Here, I intend to discuss Crest Nicholson Holdings (LSE: CRST), another splendid income stock from the FTSE 250 I’d always buy over the Footsie-quoted banking colossus. Come take a look.

Big yields, stunning value

At current share prices, Crest Nicholson carries a gigantic dividend yield of 8.5% through to the close of 2020, a figure that blows Lloyds’ forward yield just above 5% clean out of the water.

This isn’t the only metric in which it beats the Black Horse bank either. The homebuilder’s prospective P/E ratio of 7.9 times beats Lloyds’ figure of around 8.2 times and makes it better value for money (on paper, at least).

Like the Footsie lender, Crest Nicholson is also attuned to the health of the UK economy and saw sales dented by Brexit-related uncertainty over the past year, particularly so with its higher-priced properties. All things considered though, the outlook for the business is much stronger thanks to the size of the country’s homes shortage and the time it will take for this to be resolved.

This point has been underlined by more reassuring trading updates of late, including March’s in which Crest Nicholson said forward sales stood at £686m, up around 11%, and that the overall picture remained positive.

In particular, it said: “With employment levels at record highs, a wide range of available mortgages and a structural undersupply of new housing, we are confident in the long-term future of our core housing market.”

Room for upgrades?

As Crest Nicholson commented, the challenges related to customer demand for its more expensive properties look likely to continue a while longer as the political and economic uncertainty in Britain continues.

I’m confident that the supportive lending conditions for first-time buyers, also helped by the government’s Help To Buy purchase scheme, should allow the business to overcome these problems.

And the steady stream of releases from the country’s other homebuilders, companies which also suffer from the same issues of cost inflation and flatter home price growth in the UK, reinforce my positive take. Taylor Wimpey was the latest to chime in last week with news of strong forward sales and record-breaking sales rates. I’m certain it won’t be the last.

City analysts are yet to be convinced by Crest Nicholson’s prediction that revenues and volumes in 2019 will register at similar levels to those of last year. But I’m confident the company’s prediction will appear more and more legitimate as the months roll by and will prompt current earnings forecasts to be upgraded. So I’m expecting more share price gains in the not-too-distant future.

Should you invest, the value of your investment may rise or fall and your capital is at risk. Before investing, your individual circumstances should be assessed. Consider taking independent financial advice.

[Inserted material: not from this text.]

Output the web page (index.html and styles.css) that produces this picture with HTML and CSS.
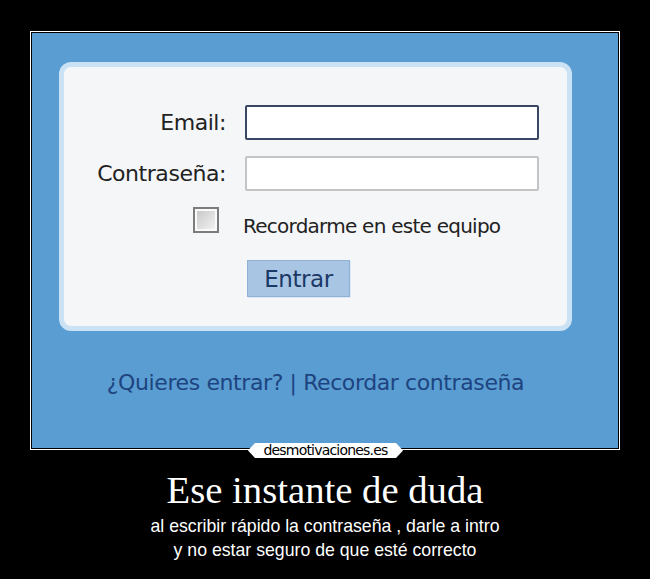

Royston Wild owns shares of Taylor Wimpey. The Motley Fool UK has recommended Lloyds Banking Group. Views expressed on the companies mentioned in this article are those of the writer and therefore may differ from the official recommendations we make in our subscription services such as Share Advisor, Hidden Winners and Pro. Here at The Motley Fool we believe that considering a diverse range of insights makes us better investors.

More on Investing Articles

Investing Articles

The Meta share price falls 10% on weak Q2 guidance — should investors consider buying?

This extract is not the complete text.